Starting at the first line of the data, please print exactly those lines through the one that holds "75px 274px 154px", omitting every picture.

[Rows from a dataset of pages and code]
## Start

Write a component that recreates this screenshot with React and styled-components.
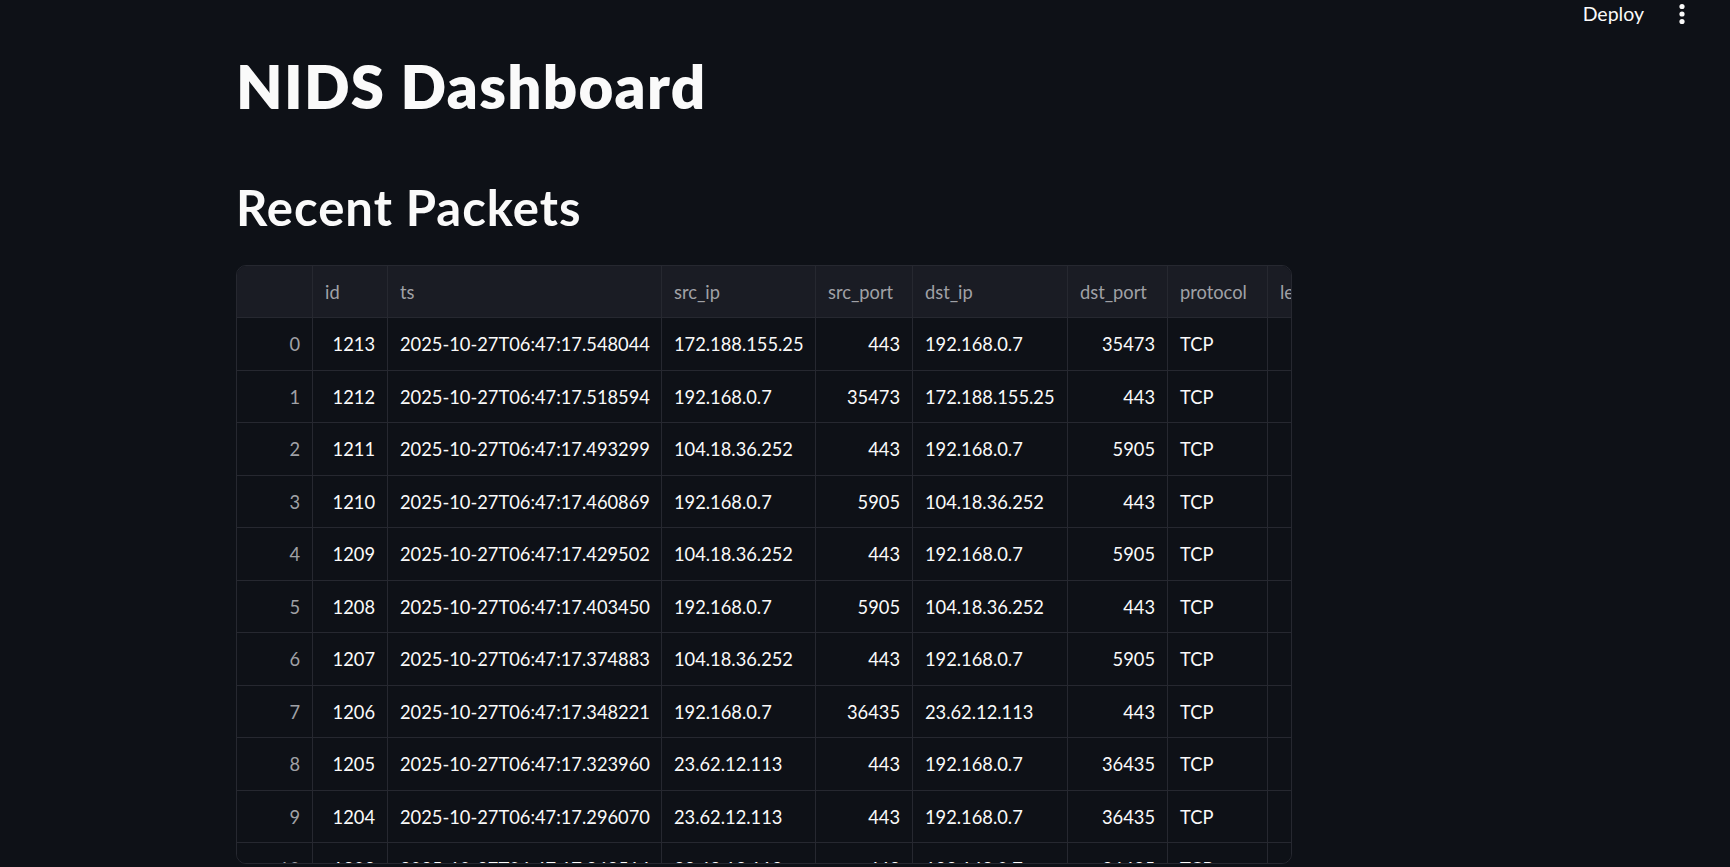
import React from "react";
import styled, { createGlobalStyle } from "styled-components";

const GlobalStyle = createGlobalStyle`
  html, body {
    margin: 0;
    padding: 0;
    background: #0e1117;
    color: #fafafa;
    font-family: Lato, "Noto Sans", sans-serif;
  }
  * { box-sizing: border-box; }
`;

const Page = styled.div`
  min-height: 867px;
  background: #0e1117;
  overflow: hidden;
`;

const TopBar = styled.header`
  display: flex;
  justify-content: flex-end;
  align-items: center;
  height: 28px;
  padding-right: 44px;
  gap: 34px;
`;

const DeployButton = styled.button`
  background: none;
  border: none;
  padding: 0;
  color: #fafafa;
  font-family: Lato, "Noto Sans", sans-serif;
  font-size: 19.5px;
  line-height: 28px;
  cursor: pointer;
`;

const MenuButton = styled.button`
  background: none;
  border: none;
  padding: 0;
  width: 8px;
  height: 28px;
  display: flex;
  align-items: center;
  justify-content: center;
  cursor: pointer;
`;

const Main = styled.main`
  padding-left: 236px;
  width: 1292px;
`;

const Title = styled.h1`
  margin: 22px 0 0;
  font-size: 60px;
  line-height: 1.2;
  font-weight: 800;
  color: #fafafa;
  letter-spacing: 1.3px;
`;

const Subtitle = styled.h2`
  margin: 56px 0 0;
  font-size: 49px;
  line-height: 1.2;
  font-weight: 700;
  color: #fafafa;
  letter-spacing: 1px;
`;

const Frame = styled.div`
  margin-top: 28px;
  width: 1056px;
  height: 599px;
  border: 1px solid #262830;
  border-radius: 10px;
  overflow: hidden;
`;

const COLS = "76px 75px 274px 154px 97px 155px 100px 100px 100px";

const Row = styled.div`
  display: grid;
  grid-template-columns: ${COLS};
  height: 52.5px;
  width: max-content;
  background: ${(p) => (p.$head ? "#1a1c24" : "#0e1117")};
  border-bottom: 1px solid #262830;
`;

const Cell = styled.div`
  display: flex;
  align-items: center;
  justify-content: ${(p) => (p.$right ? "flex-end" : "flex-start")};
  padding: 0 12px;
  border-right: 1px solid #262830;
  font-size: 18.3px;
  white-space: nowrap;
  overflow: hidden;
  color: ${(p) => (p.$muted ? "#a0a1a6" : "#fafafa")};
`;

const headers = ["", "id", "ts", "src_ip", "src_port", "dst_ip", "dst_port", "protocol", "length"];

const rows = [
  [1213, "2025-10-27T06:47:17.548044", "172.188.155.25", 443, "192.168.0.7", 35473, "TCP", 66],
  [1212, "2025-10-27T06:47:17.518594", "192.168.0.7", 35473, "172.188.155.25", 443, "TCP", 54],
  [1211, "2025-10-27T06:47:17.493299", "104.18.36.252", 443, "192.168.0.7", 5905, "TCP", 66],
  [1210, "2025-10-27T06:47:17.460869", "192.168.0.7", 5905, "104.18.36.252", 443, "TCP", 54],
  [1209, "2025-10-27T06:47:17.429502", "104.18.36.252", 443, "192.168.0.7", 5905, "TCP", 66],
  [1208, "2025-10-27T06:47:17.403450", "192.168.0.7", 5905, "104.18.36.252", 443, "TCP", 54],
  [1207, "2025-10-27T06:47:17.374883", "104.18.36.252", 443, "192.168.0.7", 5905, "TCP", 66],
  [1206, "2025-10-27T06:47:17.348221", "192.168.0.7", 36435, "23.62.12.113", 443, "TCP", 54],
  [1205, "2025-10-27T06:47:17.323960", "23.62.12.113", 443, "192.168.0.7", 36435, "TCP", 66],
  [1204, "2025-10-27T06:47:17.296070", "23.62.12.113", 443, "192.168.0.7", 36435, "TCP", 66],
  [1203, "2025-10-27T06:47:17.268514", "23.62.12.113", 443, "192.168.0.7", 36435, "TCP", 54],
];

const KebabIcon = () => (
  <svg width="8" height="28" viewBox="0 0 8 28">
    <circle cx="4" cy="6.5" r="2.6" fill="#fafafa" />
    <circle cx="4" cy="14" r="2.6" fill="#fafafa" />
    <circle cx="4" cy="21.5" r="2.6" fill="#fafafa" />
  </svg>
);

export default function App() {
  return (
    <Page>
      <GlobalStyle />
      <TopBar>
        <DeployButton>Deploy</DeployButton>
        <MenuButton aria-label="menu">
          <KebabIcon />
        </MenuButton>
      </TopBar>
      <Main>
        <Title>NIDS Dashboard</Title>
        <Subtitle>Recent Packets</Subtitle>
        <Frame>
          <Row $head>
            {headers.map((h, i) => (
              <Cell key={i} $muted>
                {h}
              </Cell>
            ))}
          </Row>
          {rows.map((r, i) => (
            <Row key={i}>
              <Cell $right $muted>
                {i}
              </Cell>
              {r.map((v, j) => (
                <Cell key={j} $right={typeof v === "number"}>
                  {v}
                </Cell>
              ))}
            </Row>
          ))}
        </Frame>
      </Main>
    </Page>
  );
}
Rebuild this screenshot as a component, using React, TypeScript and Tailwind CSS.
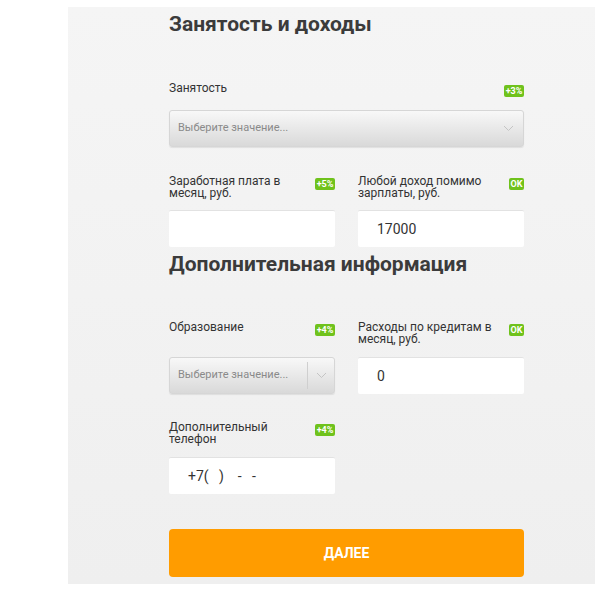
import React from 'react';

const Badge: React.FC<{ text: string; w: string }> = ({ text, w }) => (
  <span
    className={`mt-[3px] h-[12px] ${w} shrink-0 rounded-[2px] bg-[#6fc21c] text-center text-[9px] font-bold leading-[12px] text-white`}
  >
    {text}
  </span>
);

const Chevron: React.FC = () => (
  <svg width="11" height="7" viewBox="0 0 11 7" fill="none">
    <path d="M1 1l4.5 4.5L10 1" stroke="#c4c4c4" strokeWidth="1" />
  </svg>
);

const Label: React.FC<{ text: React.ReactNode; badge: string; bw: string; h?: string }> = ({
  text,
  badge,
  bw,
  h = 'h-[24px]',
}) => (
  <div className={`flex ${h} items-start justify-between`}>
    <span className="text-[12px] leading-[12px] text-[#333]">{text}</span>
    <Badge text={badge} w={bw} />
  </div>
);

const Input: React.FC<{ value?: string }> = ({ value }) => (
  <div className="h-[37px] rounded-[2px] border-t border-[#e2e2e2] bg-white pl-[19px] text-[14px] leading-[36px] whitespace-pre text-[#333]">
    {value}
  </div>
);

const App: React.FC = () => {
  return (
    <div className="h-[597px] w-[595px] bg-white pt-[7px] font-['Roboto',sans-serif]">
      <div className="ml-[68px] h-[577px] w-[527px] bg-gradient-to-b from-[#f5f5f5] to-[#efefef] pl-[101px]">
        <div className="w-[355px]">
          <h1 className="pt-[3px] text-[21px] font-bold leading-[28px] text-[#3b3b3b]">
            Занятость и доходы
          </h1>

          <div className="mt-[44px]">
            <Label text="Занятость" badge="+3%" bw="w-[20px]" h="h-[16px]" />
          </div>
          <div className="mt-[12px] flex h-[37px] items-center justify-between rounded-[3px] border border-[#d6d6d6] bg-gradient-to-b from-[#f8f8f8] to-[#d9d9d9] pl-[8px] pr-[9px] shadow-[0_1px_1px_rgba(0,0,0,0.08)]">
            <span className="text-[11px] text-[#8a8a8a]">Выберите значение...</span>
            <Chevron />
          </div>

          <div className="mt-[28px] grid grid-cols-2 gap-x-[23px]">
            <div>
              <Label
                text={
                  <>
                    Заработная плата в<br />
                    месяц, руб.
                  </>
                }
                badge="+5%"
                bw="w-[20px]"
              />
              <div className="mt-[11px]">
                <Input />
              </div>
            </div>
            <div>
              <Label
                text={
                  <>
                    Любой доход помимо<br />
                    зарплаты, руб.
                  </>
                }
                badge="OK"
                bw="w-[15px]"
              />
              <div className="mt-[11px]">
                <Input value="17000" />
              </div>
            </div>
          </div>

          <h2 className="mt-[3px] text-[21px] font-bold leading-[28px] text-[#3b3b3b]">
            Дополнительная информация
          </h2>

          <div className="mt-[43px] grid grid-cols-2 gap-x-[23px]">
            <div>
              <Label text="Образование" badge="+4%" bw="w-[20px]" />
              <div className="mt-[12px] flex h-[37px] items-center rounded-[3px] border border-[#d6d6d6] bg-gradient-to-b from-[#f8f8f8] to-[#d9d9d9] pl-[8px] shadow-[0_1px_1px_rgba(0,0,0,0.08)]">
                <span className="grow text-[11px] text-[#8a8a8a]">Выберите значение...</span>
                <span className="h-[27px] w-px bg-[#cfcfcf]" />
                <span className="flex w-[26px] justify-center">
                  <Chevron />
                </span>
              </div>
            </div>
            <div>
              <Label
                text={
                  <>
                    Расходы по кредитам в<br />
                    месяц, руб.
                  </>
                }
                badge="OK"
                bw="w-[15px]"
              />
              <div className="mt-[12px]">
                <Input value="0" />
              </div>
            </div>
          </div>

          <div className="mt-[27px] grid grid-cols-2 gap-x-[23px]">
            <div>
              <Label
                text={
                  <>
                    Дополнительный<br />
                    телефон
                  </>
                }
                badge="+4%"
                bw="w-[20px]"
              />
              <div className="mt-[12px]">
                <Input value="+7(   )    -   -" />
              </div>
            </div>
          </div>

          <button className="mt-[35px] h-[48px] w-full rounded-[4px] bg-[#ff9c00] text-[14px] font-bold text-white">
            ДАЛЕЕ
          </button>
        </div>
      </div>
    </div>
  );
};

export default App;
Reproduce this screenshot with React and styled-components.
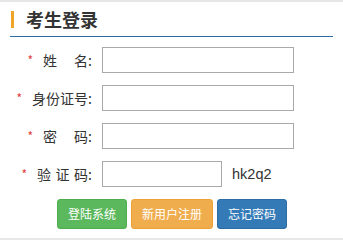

## End

TASK ANSWER:
Write a component that recreates this screenshot with React and styled-components.
import React from "react";
import styled, { createGlobalStyle } from "styled-components";

const GlobalStyle = createGlobalStyle`
  html, body {
    margin: 0;
    padding: 0;
    background: #0e1117;
    color: #fafafa;
    font-family: Lato, "Noto Sans", sans-serif;
  }
  * { box-sizing: border-box; }
`;

const Page = styled.div`
  min-height: 867px;
  background: #0e1117;
  overflow: hidden;
`;

const TopBar = styled.header`
  display: flex;
  justify-content: flex-end;
  align-items: center;
  height: 28px;
  padding-right: 44px;
  gap: 34px;
`;

const DeployButton = styled.button`
  background: none;
  border: none;
  padding: 0;
  color: #fafafa;
  font-family: Lato, "Noto Sans", sans-serif;
  font-size: 19.5px;
  line-height: 28px;
  cursor: pointer;
`;

const MenuButton = styled.button`
  background: none;
  border: none;
  padding: 0;
  width: 8px;
  height: 28px;
  display: flex;
  align-items: center;
  justify-content: center;
  cursor: pointer;
`;

const Main = styled.main`
  padding-left: 236px;
  width: 1292px;
`;

const Title = styled.h1`
  margin: 22px 0 0;
  font-size: 60px;
  line-height: 1.2;
  font-weight: 800;
  color: #fafafa;
  letter-spacing: 1.3px;
`;

const Subtitle = styled.h2`
  margin: 56px 0 0;
  font-size: 49px;
  line-height: 1.2;
  font-weight: 700;
  color: #fafafa;
  letter-spacing: 1px;
`;

const Frame = styled.div`
  margin-top: 28px;
  width: 1056px;
  height: 599px;
  border: 1px solid #262830;
  border-radius: 10px;
  overflow: hidden;
`;

const COLS = "76px 75px 274px 154px 97px 155px 100px 100px 100px";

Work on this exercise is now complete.